Should we be excited or concerned about AI? Is technology learning to mimic us or are we learning to mimic technology? Who’s colonizing whom? I talk about some upcoming interviews I’ve got cooking.
Music: “Brightside of the Sun,” by Basin and Range; “It’s Morning in America,” by Durand Jones and the Indications.
561 - ROMA 63
Thanks Chris, hugely enjoyed this episode. I listened a day after talking at a party with a tech enthusiast who has a background in economics about how AI will impact healthcare (my field).
His perspective was that frequent patient symptoms uploads could be fed through AI and used to identify early disease, with doctors reduced to technicians, scanning, scoping and biopsying on behalf of the computers.
He treated the problem of healthcare as a maths problem, with the goal being early diagnosis and subsequent treatment all done with maximum efficiency (and, inevitably, maximum profit).
Missing from his argument was any consideration of disease prevention which, to my mind, can only be achieved through a fundamental change in the way we live, move and eat and a societal rejection of the chronic stress which is responsible for much of the ‘illness’ I see day to day.

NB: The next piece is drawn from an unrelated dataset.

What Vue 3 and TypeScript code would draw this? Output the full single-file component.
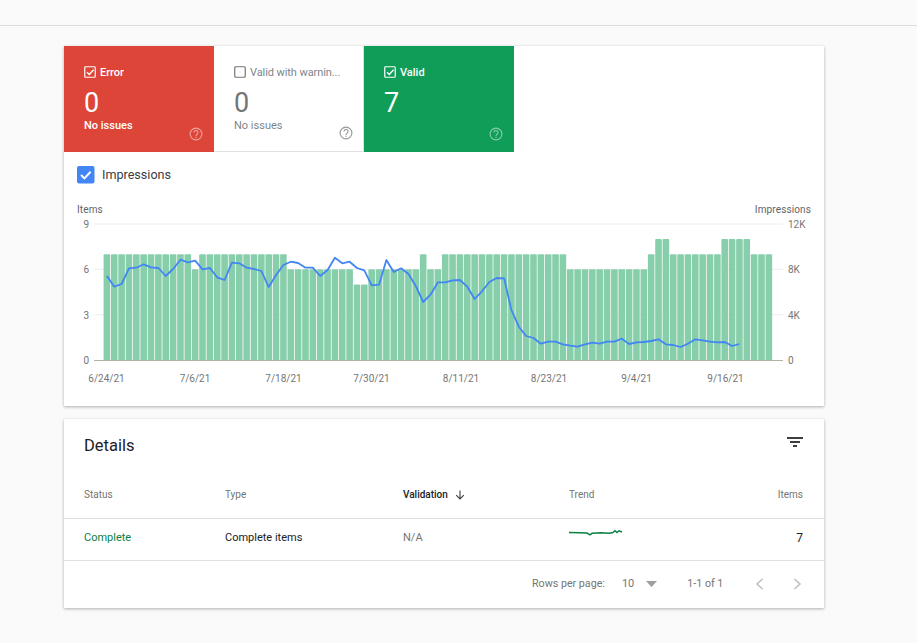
<script setup lang="ts">
const y = (v: number) => 360 - (v * 136) / 9

const runs: [number, number][] = [
  [12, 7], [1, 6], [12, 7], [9, 6], [2, 5], [7, 6], [1, 7], [2, 6], [17, 7],
  [11, 6], [1, 7], [2, 8], [7, 7], [4, 8], [3, 7],
]
const values: number[] = []
for (const [n, v] of runs) for (let i = 0; i < n; i++) values.push(v)
const bars = values.map((v, i) => ({ x: 103.6 + i * 7.355, top: y(v) }))
const barPath = (b: { x: number; top: number }) =>
  `M${b.x.toFixed(2)} 360V${(b.top + 1).toFixed(1)}q0 -1 1 -1h4.6q1 0 1 1V360Z`

const lineY = [276, 286.7, 284, 268.3, 267.7, 264.3, 267.3, 268, 276, 269, 259.7, 262.3, 260.7, 269.3, 268, 277.3, 280, 262.7, 263.3, 267.7, 269, 271, 287, 275, 265, 261.7, 263, 267.7, 267.7, 276, 270, 257.7, 263.3, 261.7, 268, 270.3, 285.3, 284.7, 260, 272, 268.3, 274, 286, 302, 294.7, 282.3, 282.3, 280.3, 280, 286.7, 299, 291.3, 282, 278, 278.3, 310, 326.7, 336, 338, 343.7, 341.7, 341.7, 344.3, 345.7, 346.7, 344.3, 342.7, 343.7, 341.7, 341.7, 338.7, 344, 342.3, 342, 341, 339.3, 344.3, 345, 347, 343.7, 339.3, 340.3, 341.7, 342.3, 342, 346, 344]
const linePoints = lineY.map((v, i) => `${(106.9 + i * 7.355).toFixed(1)},${v}`).join(' ')

const grid = [224, 269.3, 314.7]
const leftTicks = [{ t: '9', y: 224 }, { t: '6', y: 269.3 }, { t: '3', y: 314.7 }, { t: '0', y: 360 }]
const rightTicks = [{ t: '12K', y: 224 }, { t: '8K', y: 269.3 }, { t: '4K', y: 314.7 }, { t: '0', y: 360 }]
const dates = [
  { t: '6/24/21', x: 106.5 }, { t: '7/6/21', x: 195 }, { t: '7/18/21', x: 283.5 },
  { t: '7/30/21', x: 371.5 }, { t: '8/11/21', x: 461 }, { t: '8/23/21', x: 549 },
  { t: '9/4/21', x: 636.5 }, { t: '9/16/21', x: 725.5 },
]

const tiles = [
  { key: 'error', label: 'Error', value: '0', note: 'No issues', checked: true },
  { key: 'warn', label: 'Valid with warnin...', value: '0', note: 'No issues', checked: false },
  { key: 'valid', label: 'Valid', value: '7', note: '', checked: true },
]
</script>

<template>
  <div class="page">
    <div class="topbar"></div>

    <section class="card summary">
      <div class="tiles">
        <div v-for="t in tiles" :key="t.key" class="tile" :class="t.key">
          <div class="tile-head">
            <svg class="box" width="13" height="13" viewBox="0 0 13 13">
              <rect x=".75" y=".75" width="10.5" height="10.5" rx="1" fill="none" stroke="currentColor" stroke-width="1.2" />
              <path v-if="t.checked" d="M3 6.2l2.3 2.3L9.6 3.8" fill="none" stroke="currentColor" stroke-width="1.4" />
            </svg>
            <span class="tile-label">{{ t.label }}</span>
          </div>
          <div class="tile-value">{{ t.value }}</div>
          <div class="tile-note">{{ t.note }}</div>
          <svg class="help" width="14" height="14" viewBox="0 0 14 14">
            <circle cx="7" cy="7" r="5.9" fill="none" stroke="currentColor" stroke-width="1.1" />
            <path d="M5 5.5a2 2 0 1 1 3.2 1.6C7.4 7.700 7 8 7 9" fill="none" stroke="currentColor" stroke-width="1.1" />
            <rect x="6.4" y="9.7" width="1.2" height="1.2" fill="currentColor" />
          </svg>
        </div>
      </div>

      <div class="legend">
        <svg width="18" height="18" viewBox="0 0 18 18">
          <rect width="17.5" height="17.5" rx="2" fill="#4285f4" />
          <path d="M4 9l3.4 3.4L13.6 5.8" fill="none" stroke="#fff" stroke-width="2" />
        </svg>
        <span>Impressions</span>
      </div>

      <svg class="chart" width="760" height="214" viewBox="64 192 760 214">
        <text x="77" y="213" class="axis-title">Items</text>
        <text x="811" y="213" class="axis-title" text-anchor="end">Impressions</text>
        <line v-for="g in grid" :key="g" x1="94" x2="783" :y1="g" :y2="g" stroke="#eeeeee" />
        <path v-for="(b, i) in bars" :key="i" :d="barPath(b)" fill="#87ceab" />
        <line x1="94" x2="783" y1="360.5" y2="360.5" stroke="#b5b0a8" />
        <polyline :points="linePoints" fill="none" stroke="#4285f4" stroke-width="1.8" stroke-linejoin="round" />
        <text v-for="t in leftTicks" :key="t.t" x="89" :y="t.y + 4" class="tick" text-anchor="end">{{ t.t }}</text>
        <text v-for="t in rightTicks" :key="t.t" x="788" :y="t.y + 4" class="tick">{{ t.t }}</text>
        <text v-for="d in dates" :key="d.t" :x="d.x" y="382" class="tick" text-anchor="middle">{{ d.t }}</text>
      </svg>
    </section>

    <section class="card details">
      <div class="details-head">
        <h2>Details</h2>
        <svg width="16" height="10" viewBox="0 0 16 10">
          <path d="M0 0h16v2H0zM3 4h10v2H3zM6 8h4v2H6z" fill="#3c4043" />
        </svg>
      </div>

      <div class="row head">
        <span>Status</span>
        <span>Type</span>
        <span class="sorted">Validation
          <svg width="10" height="10" viewBox="0 0 10 10">
            <path d="M5 .5v8.400M1.200 5.200L5 9l3.800-3.800" fill="none" stroke="#3c4043" stroke-width="1.1" />
          </svg>
        </span>
        <span>Trend</span>
        <span class="num">Items</span>
      </div>
      <div class="row body">
        <span class="status">Complete</span>
        <span class="type">Complete items</span>
        <span class="na">N/A</span>
        <span class="trend">
          <svg width="54" height="12" viewBox="0 0 54 12">
            <polyline points="0,5.500 10,5.800 18,6 21,7.800 23,6.300 32,5.700 40,6.300 44,5.500 46,3.800 48,5.500 50,3.800 53,5" fill="none" stroke="#0b8043" stroke-width="1.500" />
          </svg>
        </span>
        <span class="num count">7</span>
      </div>

      <div class="pager">
        <span class="rpp">Rows per page:</span>
        <span class="size">10</span>
        <svg class="drop" width="11" height="6" viewBox="0 0 11 6"><path d="M0 0h11L5.500 6z" fill="#9e9e9e" /></svg>
        <span class="range">1-1 of 1</span>
        <svg class="chev first" width="9" height="12" viewBox="0 0 9 12"><path d="M7.500 1L2 6l5.500 5" fill="none" stroke="#bdbdbd" stroke-width="1.500" /></svg>
        <svg class="chev" width="9" height="12" viewBox="0 0 9 12"><path d="M1.500 1L7 6l-5.500 5" fill="none" stroke="#bdbdbd" stroke-width="1.500" /></svg>
      </div>
    </section>
  </div>
</template>

<style>
html, body { margin: 0; background: #fafafa; }
</style>

<style scoped>
.page {
  width: 917px;
  height: 643px;
  overflow: hidden;
  background: #fafafa;
  font-family: Roboto, "Liberation Sans", sans-serif;
  color: #212121;
}
.topbar {
  height: 25px;
  border-bottom: 1px solid #dcdcdc;
}
.card {
  width: 760px;
  margin-left: 64px;
  background: #fff;
  box-shadow: 0 1px 3px rgba(0, 0, 0, .3);
}
.summary {
  margin-top: 20px;
  height: 360px;
}
.tiles { display: flex; }
.tile {
  position: relative;
  box-sizing: border-box;
  width: 150px;
  height: 106px;
  padding: 20px 20px 0;
  color: #fff;
}
.tile.error { background: #dd4539; }
.tile.valid { background: #0f9d58; }
.tile.warn {
  color: #757575;
  border-bottom: 1px solid #e0e0e0;
  border-right: 1px solid #e0e0e0;
}
.tile.warn .tile-label { color: #80868b; }
.tile.warn .box { color: #757575; }
.tile-head {
  display: flex;
  align-items: center;
  gap: 3px;
  height: 13px;
}
.tile-label { font-size: 11px; font-weight: 500; white-space: nowrap; }
.warn .tile-label { font-weight: 400; letter-spacing: -.08px; }
.tile-value {
  margin-top: 8px;
  font-size: 27px;
  line-height: 32px;
  font-weight: 400;
}
.tile-note {
  font-size: 11px;
  line-height: 14px;
  font-weight: 500;
}
.warn .tile-note { font-weight: 400; color: #80868b; }
.help {
  position: absolute;
  right: 11px;
  bottom: 11px;
  opacity: .5;
}
.warn .help { right: 10px; color: #5f6368; opacity: .65; }
.legend {
  display: flex;
  align-items: center;
  gap: 7px;
  height: 18px;
  margin: 14px 0 0 13px;
  font-size: 12.6px;
  color: #3c4043;
}
.legend span { margin-top: -2px; }
.chart { display: block; margin-top: 8px; }
.axis-title { font-size: 10px; letter-spacing: .12px; fill: #5f6368; }
.tick { font-size: 10px; fill: #757575; }
.details {
  margin-top: 13px;
  height: 189px;
}
.details-head {
  display: flex;
  justify-content: space-between;
  height: 54px;
  padding: 0 21px 0 20px;
}
.details-head h2 {
  margin: 17px 0 0;
  font-size: 16.5px;
  line-height: 20px;
  font-weight: 400;
  color: #202124;
}
.details-head svg { margin-top: 18px; }
.row {
  display: grid;
  grid-template-columns: 141px 178px 166px 1fr 60px;
  align-items: center;
  padding: 0 21px 0 20px;
  border-bottom: 1px solid #e0e0e0;
}
.row.head {
  height: 43px;
  padding-bottom: 2px;
  font-size: 10px;
  color: #757575;
}
.sorted {
  display: flex;
  align-items: center;
  gap: 7px;
  font-weight: 500;
  color: #202124;
}
.num { text-align: right; }
.row.body {
  height: 37px;
  padding-bottom: 4px;
  font-size: 11px;
}
.status { color: #0b8043; }
.type { color: #202124; }
.na { color: #757575; }
.trend { display: flex; height: 12px; margin-top: -10px; }
.count { font-size: 12px; color: #202124; }
.pager {
  display: flex;
  align-items: center;
  height: 45px;
  padding-bottom: 2px;
  padding-left: 468px;
  font-size: 10.7px;
  color: #757575;
}
.size { margin-left: 17px; font-size: 11px; }
.drop { margin-left: 12px; }
.range { margin-left: 30px; }
.chev { margin-left: 29px; }
.chev.first { margin-left: 32px; }
</style>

Any integration of AI into healthcare will be led by those with an interest in ‘efficiency’ and profit rather than an a true understanding of what humans need to feel ‘well’ in any true sense and would, I suspect, make an already anti-human system fundamentally worse.
Synchronicity alert. Sometime last week I received an email from either Amazon or Barnes & Nobles announcing some up coming books including Quantum Criminals. I thought this was something right up Dr. Ryan's ally and meant to forward it on . In the meantime, Im listening to ROMA 63 and not only are you aware of it, you are going to be talking to the author. Finally, I finish my walk, head over to the local coffee roasters and what is playing on Sirius in the shop, Donald Fage (i believe The Nightfly).